=== Information shown ===
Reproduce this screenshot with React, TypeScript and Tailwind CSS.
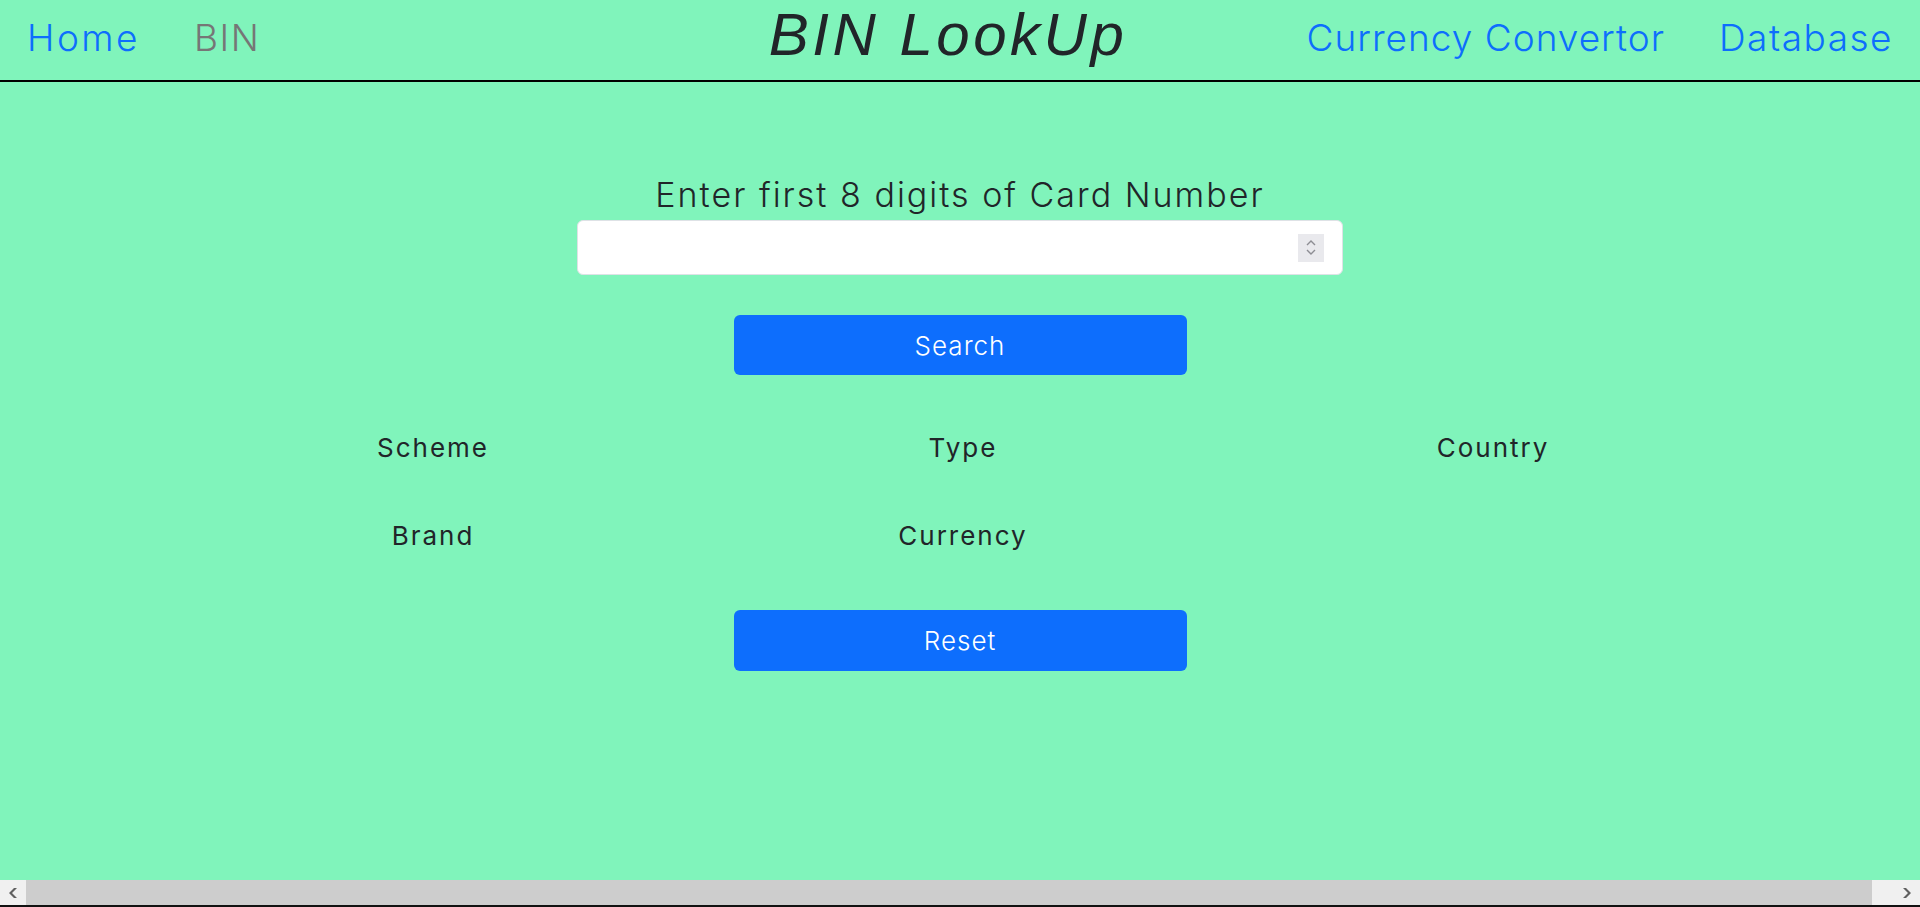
import { useState } from "react"

const sans = "font-['Inter','Noto_Sans',sans-serif]"

function NavLink({ label, active, tracking = "tracking-[1.5px]" }: { label: string; active?: boolean; tracking?: string }) {
  return (
    <a
      href="#"
      className={`px-[27px] text-[37px] font-light leading-none ${tracking} ${active ? "text-[#767676]" : "text-[#0d6efd]"}`}
    >
      {label}
    </a>
  )
}

function Spinner() {
  return (
    <div className="flex h-[28px] w-[26px] flex-col items-center justify-center bg-[#e9e9ed] text-[#8d8d93]">
      <svg width="10" height="7" viewBox="0 0 10 7" fill="none" stroke="currentColor" strokeWidth="1.4">
        <path d="M1 6 L5 2 L9 6" />
      </svg>
      <svg width="10" height="7" viewBox="0 0 10 7" fill="none" stroke="currentColor" strokeWidth="1.4" className="mt-[3px]">
        <path d="M1 1 L5 5 L9 1" />
      </svg>
    </div>
  )
}

export default function App() {
  const [bin, setBin] = useState("")
  const fields = ["Scheme", "Type", "Country", "Brand", "Currency"]

  return (
    <div className={`flex h-[907px] w-full flex-col overflow-hidden ${sans}`}>
      <div className="h-[880px] bg-[#80f4bb]">
        <header className="grid h-[82px] grid-cols-[1fr_auto_1fr] items-center border-b-2 border-black">
          <nav className="flex items-center pb-[6px]">
            <NavLink label="Home" tracking="tracking-[2.5px]" />
            <NavLink label="BIN" active />
          </nav>
          <h1 className="pb-[10px] pr-[24px] font-['Liberation_Sans',Arial,sans-serif] text-[60px] italic leading-none tracking-[3.5px] text-[#212529]">
            BIN LookUp
          </h1>
          <nav className="flex items-center justify-end pb-[6px]">
            <NavLink label="Currency Convertor" tracking="tracking-[1px]" />
            <NavLink label="Database" />
          </nav>
        </header>

        <main className="flex flex-col items-center">
          <label className="mt-[93px] text-[34px] font-light leading-[40px] tracking-[2px] text-[#212529]">
            Enter first 8 digits of Card Number
          </label>
          <div className="mt-[5px] flex h-[55px] w-[766px] items-center rounded-[6px] border border-[#dee2e6] bg-white pr-[18px]">
            <input
              type="text"
              value={bin}
              onChange={(e) => setBin(e.target.value)}
              className="h-full flex-1 rounded-[6px] bg-transparent px-4 text-[20px] outline-none"
            />
            <Spinner />
          </div>

          <button className="mt-[40px] h-[60px] w-[453px] rounded-[6px] bg-[#0d6efd] text-[26px] font-light tracking-[1px] text-white">
            Search
          </button>

          <div className="ml-[6px] mt-[56px] grid w-[1590px] grid-cols-3 gap-y-[54px]">
            {fields.map((f) => (
              <div key={f} className="text-center text-[26px] leading-[34px] tracking-[2px] text-[#212529]">
                {f}
              </div>
            ))}
          </div>

          <button className="mt-[57px] h-[61px] w-[453px] rounded-[6px] bg-[#0d6efd] text-[26px] font-light tracking-[1px] text-white">
            Reset
          </button>
        </main>
      </div>

      {/* fake horizontal scrollbar */}
      <div className="flex h-[25px] bg-[#f0f0f0]">
        <div className="flex w-[26px] items-center justify-center text-[#606060]">
          <svg width="10" height="12" viewBox="0 0 10 12" fill="currentColor">
            <path d="M6 1 L1 6 L6 11 L9 11 L4 6 L9 1 Z" />
          </svg>
        </div>
        <div className="flex-1 bg-[#cdcdcd]" />
        <div className="w-[22px]" />
        <div className="flex w-[26px] items-center justify-center text-[#606060]">
          <svg width="10" height="12" viewBox="0 0 10 12" fill="currentColor">
            <path d="M4 1 L9 6 L4 11 L1 11 L6 6 L1 1 Z" />
          </svg>
        </div>
      </div>
      <div className="h-[2px] bg-[#111]" />
    </div>
  )
}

=== Problem to work on ===
Repeat the lines above exactly, and keep every picture out.

=== Final answer ===
Reproduce this screenshot with React, TypeScript and Tailwind CSS.
import { useState } from "react"

const sans = "font-['Inter','Noto_Sans',sans-serif]"

function NavLink({ label, active, tracking = "tracking-[1.5px]" }: { label: string; active?: boolean; tracking?: string }) {
  return (
    <a
      href="#"
      className={`px-[27px] text-[37px] font-light leading-none ${tracking} ${active ? "text-[#767676]" : "text-[#0d6efd]"}`}
    >
      {label}
    </a>
  )
}

function Spinner() {
  return (
    <div className="flex h-[28px] w-[26px] flex-col items-center justify-center bg-[#e9e9ed] text-[#8d8d93]">
      <svg width="10" height="7" viewBox="0 0 10 7" fill="none" stroke="currentColor" strokeWidth="1.4">
        <path d="M1 6 L5 2 L9 6" />
      </svg>
      <svg width="10" height="7" viewBox="0 0 10 7" fill="none" stroke="currentColor" strokeWidth="1.4" className="mt-[3px]">
        <path d="M1 1 L5 5 L9 1" />
      </svg>
    </div>
  )
}

export default function App() {
  const [bin, setBin] = useState("")
  const fields = ["Scheme", "Type", "Country", "Brand", "Currency"]

  return (
    <div className={`flex h-[907px] w-full flex-col overflow-hidden ${sans}`}>
      <div className="h-[880px] bg-[#80f4bb]">
        <header className="grid h-[82px] grid-cols-[1fr_auto_1fr] items-center border-b-2 border-black">
          <nav className="flex items-center pb-[6px]">
            <NavLink label="Home" tracking="tracking-[2.5px]" />
            <NavLink label="BIN" active />
          </nav>
          <h1 className="pb-[10px] pr-[24px] font-['Liberation_Sans',Arial,sans-serif] text-[60px] italic leading-none tracking-[3.5px] text-[#212529]">
            BIN LookUp
          </h1>
          <nav className="flex items-center justify-end pb-[6px]">
            <NavLink label="Currency Convertor" tracking="tracking-[1px]" />
            <NavLink label="Database" />
          </nav>
        </header>

        <main className="flex flex-col items-center">
          <label className="mt-[93px] text-[34px] font-light leading-[40px] tracking-[2px] text-[#212529]">
            Enter first 8 digits of Card Number
          </label>
          <div className="mt-[5px] flex h-[55px] w-[766px] items-center rounded-[6px] border border-[#dee2e6] bg-white pr-[18px]">
            <input
              type="text"
              value={bin}
              onChange={(e) => setBin(e.target.value)}
              className="h-full flex-1 rounded-[6px] bg-transparent px-4 text-[20px] outline-none"
            />
            <Spinner />
          </div>

          <button className="mt-[40px] h-[60px] w-[453px] rounded-[6px] bg-[#0d6efd] text-[26px] font-light tracking-[1px] text-white">
            Search
          </button>

          <div className="ml-[6px] mt-[56px] grid w-[1590px] grid-cols-3 gap-y-[54px]">
            {fields.map((f) => (
              <div key={f} className="text-center text-[26px] leading-[34px] tracking-[2px] text-[#212529]">
                {f}
              </div>
            ))}
          </div>

          <button className="mt-[57px] h-[61px] w-[453px] rounded-[6px] bg-[#0d6efd] text-[26px] font-light tracking-[1px] text-white">
            Reset
          </button>
        </main>
      </div>

      {/* fake horizontal scrollbar */}
      <div className="flex h-[25px] bg-[#f0f0f0]">
        <div className="flex w-[26px] items-center justify-center text-[#606060]">
          <svg width="10" height="12" viewBox="0 0 10 12" fill="currentColor">
            <path d="M6 1 L1 6 L6 11 L9 11 L4 6 L9 1 Z" />
          </svg>
        </div>
        <div className="flex-1 bg-[#cdcdcd]" />
        <div className="w-[22px]" />
        <div className="flex w-[26px] items-center justify-center text-[#606060]">
          <svg width="10" height="12" viewBox="0 0 10 12" fill="currentColor">
            <path d="M4 1 L9 6 L4 11 L1 11 L6 6 L1 1 Z" />
          </svg>
        </div>
      </div>
      <div className="h-[2px] bg-[#111]" />
    </div>
  )
}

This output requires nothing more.